I've been feeling this way too.
notquitegrownup2 - that is a very thoughtful post.
I would like to send a sack full of bears/bunnies/dolls but how can this be done??
(anyway it is a pitiful response to a massive problem).
Wow Hysterectical, feels like our country is ignoring what is going on to some degree. My babies are 4 and 4 months and my heart breaks at the thought of them going through what the children over there are going through
Thanks notquitegrownup2, I never thought of it like that x
I do feel guilty that we are living normal lives over here while they are suffering so much. But I suppose we should remind ourselves that it is not us causing this war. The arms manufacturers are making billions out of it. I bet they aren't feeling any guilt. The bastards.
* feels like our country is ignoring what is going on to some degree. * can I ask (not being Goady) what would you like our county to do? What would be the correct path to take?
Silkthreads are you on Facebook? If you search your area and refugee aid you may find local collections e.g. ours is called Merseyaid and was collecting teddies a while ago.
Oh and in response SilkThreads I've found a local refugee charity who collect clothes and donations to take over to war torn countries in containers. I've been setting aside so many baby clothes and bits and pieces which I'll take to them in the new year. Seems not many charities do this and just ask for money which is a shame because surely these items would be needed over there. There may be some local to you, I found them on Facebook x
I feel sickened by what is going on in Aleppo, I can't believe that in 2016 the world is watching such a tragedy and apparently can't stop it. Seeing the children who have known nothing but war all their short lives shivering in the streets with their exhausted families is heart-breaking.
I feel intense rage when I see photos of literally hundreds of Christmas presents under a tree for one spoiled family, and read threads about people worrying that they haven't bought enough stuff for their kids because they've only got 15 presents each when their friends have all got 50 ... Don't they realise what is happening outside their own little consumer bubble? And the "I'll be binning it all after Christmas" brigade ... don't even get me started ...
It's a lousy world. So many people have nothing, and the obscene amounts of money wasted at this time of the year make my blood boil.
[[https://www.change.org/p/join-me-in-standing-with-one-of-the-last-doctors-in-aleppo-call-world-leaders-to-act-now-to-savealeppo ]]Theres a petition on Change dotorg to ask the govt to do something.
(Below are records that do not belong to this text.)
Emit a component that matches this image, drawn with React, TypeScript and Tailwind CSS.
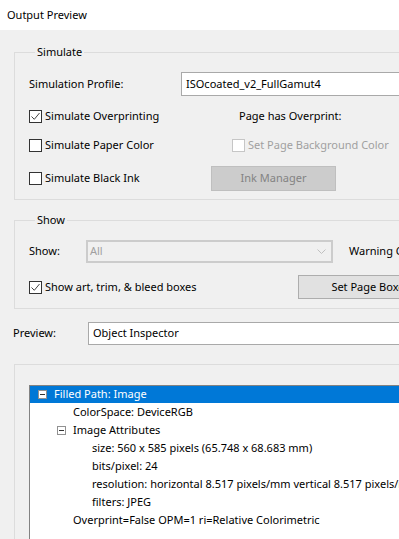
import type { ReactNode } from 'react';

const font = { fontFamily: '"Noto Sans", "Open Sans", sans-serif' };

function Check({ checked = false, disabled = false }: { checked?: boolean; disabled?: boolean }) {
  return (
    <span
      className={`w-[13px] h-[13px] shrink-0 border bg-white flex items-center justify-center ${
        disabled ? 'border-[#c6c6c6]' : 'border-[#333333]'
      }`}
    >
      {checked && (
        <svg width="11" height="11" viewBox="0 0 11 11">
          <path d="M1.5 5.5 L4.3 8.3 L9.5 2" fill="none" stroke="#444" strokeWidth="1" />
        </svg>
      )}
    </span>
  );
}

function CheckRow({ label, checked, disabled }: { label: string; checked?: boolean; disabled?: boolean }) {
  return (
    <div className="flex items-center gap-[3px]">
      <Check checked={checked} disabled={disabled} />
      <span className={disabled ? 'text-[#a0a0a0]' : 'text-black'}>{label}</span>
    </div>
  );
}

function Group({ title, children, className }: { title?: string; children: ReactNode; className?: string }) {
  return (
    <fieldset className={`border border-[#dcdcdc] ${className ?? ''}`}>
      {title && <legend className="ml-[6px] px-[2px] leading-[16px]">{title}</legend>}
      {children}
    </fieldset>
  );
}

function MinusBox({ left }: { left: string }) {
  return (
    <span className={`w-[9px] h-[9px] border border-[#919191] bg-white flex items-center justify-center shrink-0 ${left}`}>
      <span className="w-[5px] h-px bg-[#333]" />
    </span>
  );
}

const rows: { text: string; indent: string; minus?: boolean }[] = [
  { text: 'ColorSpace: DeviceRGB', indent: 'pl-[43px]' },
  { text: 'Image Attributes', indent: 'pl-[27px]', minus: true },
  { text: 'size: 560 x 585 pixels (65.748 x 68.683 mm)', indent: 'pl-[62px]' },
  { text: 'bits/pixel: 24', indent: 'pl-[62px]' },
  { text: 'resolution: horizontal 8.517 pixels/mm vertical 8.517 pixels/mm', indent: 'pl-[62px]' },
  { text: 'filters: JPEG', indent: 'pl-[62px]' },
  { text: 'Overprint=False OPM=1 ri=Relative Colorimetric', indent: 'pl-[43px]' },
];

export default function App() {
  return (
    <div className="w-[399px] h-[539px] overflow-hidden bg-[#f0f0f0] text-[11px] text-black" style={font}>
      <div className="w-[480px]">
        {/* title */}
        <div className="h-[30px] bg-white flex items-center pl-[7px] pt-[1px] whitespace-nowrap">Output Preview</div>

        <div className="pl-[14px] pt-[14px]">
          {/* Simulate */}
          <Group title="Simulate" className="pl-[14px] pb-[8px] whitespace-nowrap">
            <div className="flex items-center h-[24px] mt-[12px]">
              <span className="w-[152px]">Simulation Profile:</span>
              <div className="flex-1 h-[24px] border border-[#a9a9a9] bg-white flex items-center pl-[4px]">
                ISOcoated_v2_FullGamut4
              </div>
            </div>
            <div className="flex items-center h-[20px] mt-[10px]">
              <div className="w-[210px]">
                <CheckRow label="Simulate Overprinting" checked />
              </div>
              <span>Page has Overprint:</span>
            </div>
            <div className="flex items-center h-[20px] mt-[9px]">
              <div className="w-[203px]">
                <CheckRow label="Simulate Paper Color" />
              </div>
              <CheckRow label="Set Page Background Color" disabled />
            </div>
            <div className="flex items-center h-[25px] mt-[11px]">
              <div className="w-[182px]">
                <CheckRow label="Simulate Black Ink" />
              </div>
              <div className="w-[125px] h-[25px] bg-[#cccccc] border border-[#bfbfbf] text-[#838383] flex items-center justify-center">
                Ink Manager
              </div>
            </div>
          </Group>

          {/* Show */}
          <Group title="Show" className="pl-[14px] pb-[9px] mt-[12px] whitespace-nowrap">
            <div className="flex items-center h-[23px] mt-[12px]">
              <span className="w-[57px]">Show:</span>
              <div className="w-[247px] h-[23px] border-2 border-[#cccccc] bg-[#f0f0f0] flex">
                <span className="flex-1 pl-[2px] text-[#a0a0a0] flex items-center">All</span>
                <span className="w-[19px] flex items-center justify-center">
                  <svg width="9" height="6" viewBox="0 0 9 6">
                    <path d="M0.5 0.5 L4.5 4.5 L8.5 0.5" fill="none" stroke="#c0c0c0" strokeWidth="1" />
                  </svg>
                </span>
              </div>
              <span className="ml-[16px]">Warning Color:</span>
            </div>
            <div className="flex items-center h-[24px] mt-[12px]">
              <div className="w-[269px]">
                <CheckRow label="Show art, trim, &amp; bleed boxes" checked />
              </div>
              <div className="w-[154px] h-[24px] bg-[#e1e1e1] border border-[#adadad] flex items-center justify-center">
                Set Page Boxes...
              </div>
            </div>
          </Group>
        </div>

        {/* Preview */}
        <div className="flex items-center h-[23px] mt-[13px] pl-[13px] whitespace-nowrap">
          <span className="w-[75px]">Preview:</span>
          <div className="flex-1 h-[23px] border border-[#a9a9a9] bg-white flex items-center pl-[4px]">
            Object Inspector
          </div>
        </div>

        <div className="pl-[14px] mt-[19px]">
          <div className="border-l border-t border-[#dcdcdc] h-[200px] pl-[14px] pt-[20px]">
            <div className="border border-[#828282] bg-white h-[180px] whitespace-nowrap">
              <div className="h-[17px] bg-[#0078d7] text-white flex items-center">
                <MinusBox left="ml-[8px]" />
                <span className="ml-[7px]">Filled Path: Image</span>
              </div>
              {rows.map((r) => (
                <div key={r.text} className={`h-[18px] flex items-center ${r.indent}`}>
                  {r.minus && <MinusBox left="mr-[7px]" />}
                  <span>{r.text}</span>
                </div>
              ))}
            </div>
          </div>
        </div>
      </div>
    </div>
  );
}
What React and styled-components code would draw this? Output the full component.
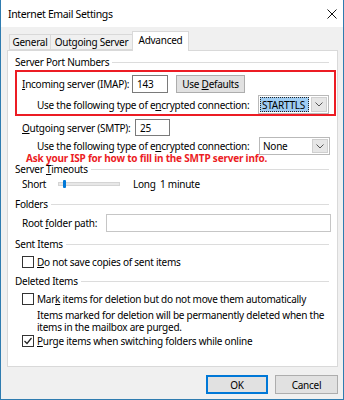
import React from 'react';
import styled, { createGlobalStyle } from 'styled-components';

const Global = createGlobalStyle`
  html, body { margin: 0; padding: 0; background: #ffffff; }
  body {
    font-family: "Noto Sans", "Open Sans", sans-serif;
    font-size: 10px;
    letter-spacing: -0.25px;
    color: #000;
  }
`;

const Window = styled.div`
  width: 344px;
  height: 400px;
  box-sizing: border-box;
  border: 1px solid #2f7cb0;
  border-top: none;
  background: #f0f0f0;
  display: flex;
  flex-direction: column;
`;

const TitleBar = styled.div`
  height: 27px;
  flex: none;
  background: #fff;
  display: flex;
  align-items: center;
  justify-content: space-between;
  padding: 0 6px 0 7px;
  font-size: 10.5px;
  letter-spacing: -0.35px;
`;

const TabStrip = styled.div`
  display: flex;
  align-items: flex-end;
  height: 19px;
  margin-top: 4px;
  padding-left: 9px;
`;

const Tab = styled.div`
  box-sizing: border-box;
  width: ${p => p.$w}px;
  height: ${p => (p.$active ? 20 : 16)}px;
  margin-left: -1px;
  margin-bottom: ${p => (p.$active ? -1 : 0)}px;
  border: 1px solid #d9d9d9;
  border-bottom: ${p => (p.$active ? 'none' : '1px solid #d9d9d9')};
  background: ${p => (p.$active ? '#fff' : '#f0f0f0')};
  position: relative;
  z-index: ${p => (p.$active ? 2 : 1)};
  display: flex;
  align-items: center;
  justify-content: center;
  padding-bottom: ${p => (p.$active ? 3 : 0)}px;
  white-space: nowrap;
`;

const Panel = styled.div`
  box-sizing: border-box;
  height: 317px;
  margin: 0 5px 0 6px;
  border: 1px solid #d9d9d9;
  background: #fff;
  display: flex;
  flex-direction: column;
  position: relative;
  z-index: 1;
`;

const GroupHeader = styled.div`
  display: flex;
  align-items: center;
  height: ${p => p.$h || 14}px;
  margin: ${p => p.$mt}px 8px 0 7px;
  gap: 3px;
  white-space: nowrap;
  &::after {
    content: '';
    flex: 1;
    height: 1px;
    background: #dcdcdc;
  }
`;

const RedBox = styled.div`
  box-sizing: border-box;
  height: 46px;
  margin: 1px 1px 0 7px;
  border: 2px solid #ec1c24;
  padding: 3px 0 0 5px;
  display: flex;
  flex-direction: column;
`;

const Row = styled.div`
  display: flex;
  align-items: center;
  flex: none;
  height: ${p => p.$h}px;
  margin-top: ${p => p.$mt || 0}px;
  padding-left: ${p => p.$pl}px;
  white-space: nowrap;
`;

const Label = styled.span`
  width: ${p => (p.$w ? `${p.$w}px` : 'auto')};
  flex: none;
`;

const Key = styled.span`
  text-decoration: underline;
  text-underline-offset: 1px;
`;

const TextBox = styled.div`
  box-sizing: border-box;
  width: ${p => (p.$w ? `${p.$w}px` : 'auto')};
  flex: ${p => (p.$w ? 'none' : '1')};
  height: ${p => p.$h}px;
  border: 1px solid ${p => (p.$light ? '#c6c6c6' : '#7a7a7a')};
  background: #fff;
  display: flex;
  align-items: center;
  padding-left: 4px;
  margin-right: ${p => p.$mr || 0}px;
`;

const Button = styled.div`
  box-sizing: border-box;
  width: ${p => p.$w}px;
  height: ${p => p.$h}px;
  margin-left: ${p => p.$ml || 0}px;
  background: #e1e1e1;
  border: 1px solid ${p => (p.$default ? '#0078d7' : '#adadad')};
  box-shadow: ${p => (p.$default ? 'inset 0 0 0 1px #0078d7' : 'none')};
  display: flex;
  align-items: center;
  justify-content: center;
`;

const Combo = styled.div`
  box-sizing: border-box;
  width: 71px;
  height: ${p => p.$h}px;
  margin-left: auto;
  margin-right: ${p => p.$mr}px;
  border: 1px solid #b9b9b9;
  background: #fff;
  display: flex;
  align-items: stretch;
`;

const ComboValue = styled.div`
  flex: 1;
  display: flex;
  align-items: center;
  padding-left: ${p => (p.$selected ? 2 : 3)}px;
  margin: ${p => (p.$selected ? '1px' : '0')};
  background: ${p => (p.$selected ? '#9fcdf3' : 'transparent')};
  outline: ${p => (p.$selected ? '1px dotted #222' : 'none')};
  outline-offset: -1px;
`;

const ComboArrow = styled.div`
  width: 14px;
  margin: 1px;
  background: #e6e6e6;
  border: 1px solid #cfcfcf;
  display: flex;
  align-items: center;
  justify-content: center;
`;

const RedNote = styled.div`
  height: 10px;
  line-height: 10px;
  margin-top: -2px;
  padding-left: 18px;
  font-weight: bold;
  letter-spacing: -0.2px;
  color: #ec1c24;
  white-space: nowrap;
  position: relative;
  z-index: 1;
`;

const Slider = styled.div`
  position: relative;
  width: 62px;
  height: 10px;
  margin-right: 13px;
  display: flex;
  align-items: center;
  &::before {
    content: '';
    flex: 1;
    height: 2px;
    background: #e7e7e7;
    border: 1px solid #d4d4d4;
  }
`;

const Thumb = styled.div`
  position: absolute;
  left: 5px;
  top: 1px;
  width: 3px;
  height: 8px;
  background: #0078d7;
  border-radius: 1px;
`;

const Check = styled.div`
  box-sizing: border-box;
  width: 12px;
  height: 12px;
  border: 1px solid #333;
  background: #fff;
  margin-right: 3px;
  flex: none;
  display: flex;
  align-items: center;
  justify-content: center;
`;

const InfoText = styled.div`
  margin-top: 3px;
  padding-left: 29px;
  line-height: 12px;
  height: 24px;
  white-space: nowrap;
`;

const Footer = styled.div`
  display: flex;
  justify-content: flex-end;
  gap: 7px;
  margin-top: 8px;
  padding-right: 5px;
`;

function Combobox({ value, selected, h, mr }) {
  return (
    <Combo $h={h} $mr={mr}>
      <ComboValue $selected={selected}>{value}</ComboValue>
      <ComboArrow>
        <svg width="8" height="5" viewBox="0 0 8 5">
          <polyline points="0.5,0.5 4,4 7.5,0.5" fill="none" stroke="#555" strokeWidth="1" />
        </svg>
      </ComboArrow>
    </Combo>
  );
}

function Checkbox({ checked, children, mt }) {
  return (
    <Row $h={14} $mt={mt} $pl={14}>
      <Check>
        {checked && (
          <svg width="10" height="10" viewBox="0 0 10 10">
            <polyline points="1.5,5 4,7.5 8.5,2" fill="none" stroke="#222" strokeWidth="1.2" />
          </svg>
        )}
      </Check>
      <span>{children}</span>
    </Row>
  );
}

export default function App() {
  return (
    <>
      <Global />
      <Window>
        <TitleBar>
          <span>Internet Email Settings</span>
          <svg width="10" height="10" viewBox="0 0 10 10">
            <line x1="0.5" y1="0.5" x2="9.5" y2="9.5" stroke="#111" strokeWidth="1" />
            <line x1="9.5" y1="0.5" x2="0.5" y2="9.5" stroke="#111" strokeWidth="1" />
          </svg>
        </TitleBar>

        <TabStrip>
          <Tab $w={42}>General</Tab>
          <Tab $w={83}>Outgoing Server</Tab>
          <Tab $w={57} $active>Advanced</Tab>
        </TabStrip>

        <Panel>
          <GroupHeader $mt={4}>Server Port Numbers</GroupHeader>
          <RedBox>
            <Row $h={18} $pl={0}>
              <Label $w={110}><Key>I</Key>ncoming server (IMAP):</Label>
              <TextBox $w={36} $h={18}>143</TextBox>
              <Button $w={69} $h={18} $ml={8}>Use&nbsp;<Key>D</Key>efaults</Button>
            </Row>
            <Row $h={19} $mt={2} $pl={15}>
              <span>Use the following type of e<Key>n</Key>crypted connection:</span>
              <Combobox value="STARTTLS" selected h={19} mr={5} />
            </Row>
          </RedBox>

          <Row $h={17} $mt={3} $pl={14}>
            <Label $w={113}><Key>O</Key>utgoing server (SMTP):</Label>
            <TextBox $w={35} $h={17}>25</TextBox>
          </Row>
          <Row $h={18} $mt={1} $pl={29}>
            <span>Use the following type of e<Key>n</Key>crypted connection:</span>
            <Combobox value="None" h={18} mr={7} />
          </Row>
          <RedNote>Ask your ISP for how to fill in the SMTP server info.</RedNote>

          <GroupHeader $mt={0} $h={12}>
            <span>Server <Key>T</Key>imeouts</span>
          </GroupHeader>
          <Row $h={18} $mt={0} $pl={14}>
            <Label $w={36}>Short</Label>
            <Slider><Thumb /></Slider>
            <Label $w={27}>Long</Label>
            <span>1 minute</span>
          </Row>

          <GroupHeader $mt={4}>Folders</GroupHeader>
          <Row $h={18} $mt={3} $pl={14}>
            <Label $w={84}>Root <Key>f</Key>older path:</Label>
            <TextBox $h={18} $mr={6} $light />
          </Row>

          <GroupHeader $mt={5}>Sent Items</GroupHeader>
          <Checkbox mt={4}><Key>D</Key>o not save copies of sent items</Checkbox>

          <GroupHeader $mt={5}>Deleted Items</GroupHeader>
          <Checkbox mt={4}>Mar<Key>k</Key> items for deletion but do not move them automatically</Checkbox>
          <InfoText>
            Items marked for deletion will be permanently deleted when the
            <br />
            items in the mailbox are purged.
          </InfoText>
          <Checkbox mt={1} checked><Key>P</Key>urge items when switching folders while online</Checkbox>
        </Panel>

        <Footer>
          <Button $w={62} $h={19} $default>OK</Button>
          <Button $w={63} $h={19}>Cancel</Button>
        </Footer>
      </Window>
    </>
  );
}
I'm beyond disgusted with the situation. Any criticism of the groups involved is jumped on.
You are so right, OP. I too believe this is exactly the world that the story of Christmas speaks to. What jars with it is the selfishness, and the waste, and many of the things we worry about because honestly they are trivial.
I give to MSF because I see a lot from them of where the money goes, and their campaigns eg #safepassage are fearless (and unpopular). It's an uneasy feeling certainly.
Signed that petition. I find it really hard to think about and know I'm not doing enough to help.
YANBU OP. I feel the same. I was crying (again) at the news yesterday and was thinking that if I did have a faith (I don't, I'm an atheist) I would find it severely tested right now. It truly feels like there is real evil and malevolence in this world. It's terrifying.
I need to create some space in the house for the mountains of plastic crap my lucky children are about to receive for xmas. I think I might get them to do a clear out of their rooms and donate all their unwanted toys.
I feel the same. YANBU.
I'm really resenting the commercialism this year. Those texts from SIL instructing us what to buy her kids, and the mountains and mountains of stuff that I know will be in their house...fuck off.
I'm not a believer, but the image of a small baby in a stable somewhere in the Middle East compared to what's going on there now...it's dreadful.
finnegans it's all comparable
Even the poorest British citizen is wealthy in comparison to the people of Syria. We all have more, and a life of luxury compared to them.... you included! Why berate families over here for doing a bit of xmas bragging via fb? Pointless really. What should they do?